The Jewel of Jewish Boxing

The little-known story of Szapsel Rotholc, who went from Polish hero to alleged Nazi collaborator

In 1934, Szapsel (Shabtai ) Rotholc was a member of the Polish boxing team that traveled to Budapest ahead of the European Amateur Championships. One year earlier, as Adolf Hitler was rising to power in Germany, Rotholc became the first Jewish boxer to win the Polish championships. And in Hungary, he did what many people had considered impossible: He beat the odds, overcoming all the stigmas and the racial theories to win a bronze medal in the flyweight division.

"An unparalleled Jew," was how Henrik Lazar, the sports editor of the now-defunct Krakow-based Jewish newspaper Nowy Dziennik, praised Rotholc. "At a time when the level of Jewish athletes in Poland is in decline and when we are searching for a competitor whose achievements can serve as a symbol of the strength and prowess of Jewish youths, we have found a source of joy and pride: Rotholc the wonder, the Jewish boxer."

Archive: Institute for Jewish Research

Rotholc, who was born in Warsaw in 1913, was a member of the Gwiazda Warszawa Boxing Club and was the star of Polish sport in the 1930s. Members of the Jewish community saw him as a symbol of the Jew who could defend himself, who fought like a lion before audiences of thousands - including Germans wearing swastikas. Another newspaper heralded his bronze-medal performance in Hungary as "the Jewish David slaying the German Goliath."

In 1935, word of Rotholc's prowess crossed the ocean. He traveled to Chicago for a competition between Polish and American boxers, where he won his country's only medal. A year later, he was voted top Jewish athlete in Poland's Sportsman of the Year poll of readers of the Przeglad Sportowy newspaper - a feat he repeated the next year.

On March 11, 1938, the Idishe Bilder newspaper ran a front-page headline proclaiming "Our Szapsel, the boxing hero." The article went on to point out that Szapsel, the Yiddish version of the Hebrew name Shabtai, means sheep, but his army of fans saw him as a far more dangerous animal. "Who would ever have imagined," the correspondent waxed, "that the Jewish people, the People of the Book, would take the sport of boxing to their hearts? After all, Jews - who are, by their very nature, gentle souls - have never been thought capable of such things."

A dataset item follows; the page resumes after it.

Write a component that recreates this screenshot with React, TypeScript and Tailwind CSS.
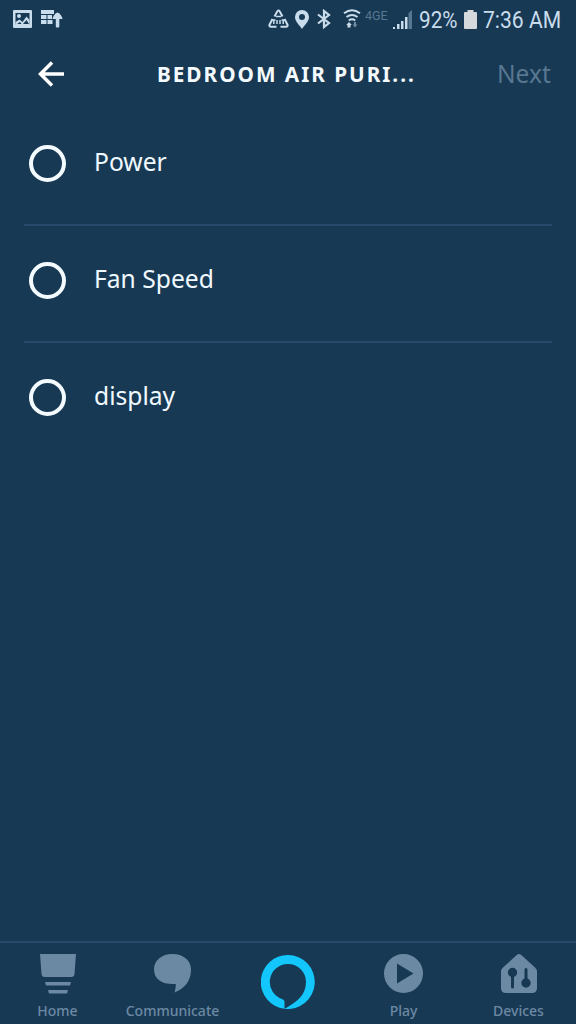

The article went on to describe Rothholc as "our jewel, who made the Germans eat dirt."

By this time, Rotholc's record showed 15 victories in the 16 bouts he fought under the Polish flag. The stories of his victories, like that of his life, are full of contradictions. Very little has been documented, and that may be the secret of his enduring allure: At a time when the reality for Jews in Eastern Europe was black, Rotholc's achievements allowed his Jewish countrymen to dream.

In 1936, Berlin hosted the Olympic Games. Jewish organizations boycotted the so-called Nazi Games, but Rotholc, who at the time was serving in the Polish army, bowed to pressure from his commanding officers and agreed to participate. While he never actually competed in Berlin, the fact that he agreed to travel to Nazi Germany disappointed his many fans. On his return, he was ousted from the Jewish Sports Federation.

Toward the end of the decade Rotholc fell victim to the growing tide of anti-Semitism and found himself excluded from training camps and, eventually, from the Polish delegation to the 1939 European Championships. His last fight, in March 1939, was presided over by a biased, anti-Semitic referee, and was also the only loss of his career. In April of that year he quit boxing and opened a printing press. Shortly after the German invasion of Poland his wife, Maria, gave birth to their son, Richard.

When the Warsaw Ghetto was established, Rotholc joined the Jewish police. The respect accorded to him by the German and Polish guards enabled him to smuggle goods and money into the ghetto and to ensure his family's survival. In 1944, after the uprising, he was transferred to a work camp inside Germany, where he managed to survive the war. His wife was murdered, but their son was hidden by a Polish Catholic family and also survived.

By agreeing to join the ghetto police, Rotholc tarnished the image that he had built up over the pre-war years. He was determined to clear his name, but in 1946 he was put on trial by the Central Committee of Jews in Poland, accused of collaborating with the Nazis. There were contradictory accounts of his behavior as a police officer: Some residents of the ghetto said that he beat them mercilessly, while others told of how he managed to save the head of the Jewish resistance from deportation to a concentration camp.

On November 29, 1946, Rotholc was expelled from the Jewish community for a period of two years; his civil rights in the community were rescinded for a further three years. During his trial Rotholc enjoyed the support of the Polish Boxing Federation, the former captain of the boxing team and the country's top sports officials, all of whom testified on his behalf. On June 22, 1948, at the end of his period of exclusion, Rotholc was reinstated as a member of the Jewish Sports Federation. Later that year he was reunited with his son and emigrated to Montreal where he remarried and worked as a furrier. Rotholc died in Canada in 1996.